Helen explains to me that the admissions team makes sure that tutors are fully briefed with every piece of potentially relevant information during the interview process. ‘And then when you give clever people, as tutors are, that information, they naturally think that, well, obviously the right thing to do is this,’ Lucinda continues. The access ethos is so buried in Mansfield’s framework that during the hiring process, potential tutors are asked about it. Helena Kennedy, the current Principal, has said that it’s part of what attracted her to the position.

The student body, too, is heavily involved in the college’s access work. There are schools visiting the college almost every week, and Helen’s regular emails to undergraduates always receive positive replies. She thinks that level of student involvement is ‘what we should be most proud of’ at Mansfield — a community where everyone, from the students up to the Principal, is involved in sustaining the college’s traditions and values.

Of course, nothing happens in this world without someone criticising it. The scale of Mansfield’s success with access has prompted accusations of positive discrimination, but Lucinda reinforces the point that Mansfield’s position in the Norrington table has improved as the proportion of state school students increased. ‘I want all my students to be on an equal level, and I want all of them to get in on their merits, not on how well they’ve been schooled — I want their talent to be the thing that gets rewarded.’

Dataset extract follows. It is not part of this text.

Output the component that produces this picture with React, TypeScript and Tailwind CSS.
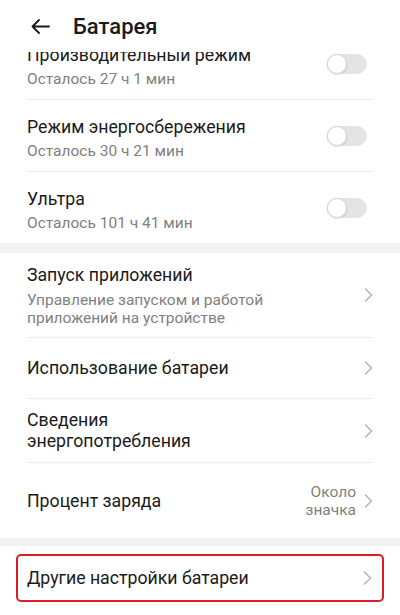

Access isn’t something that is unique to Mansfield by any stretch, and every college is spending more and more money and time on opening Oxford up to those who have been excluded in the past. But Mansfield has continued to lead the way in providing the best opportunities possible to students who wouldn’t have had them otherwise. As the college grace reminds us, especially with education, ‘nothing is worth having unless it is shared with others’.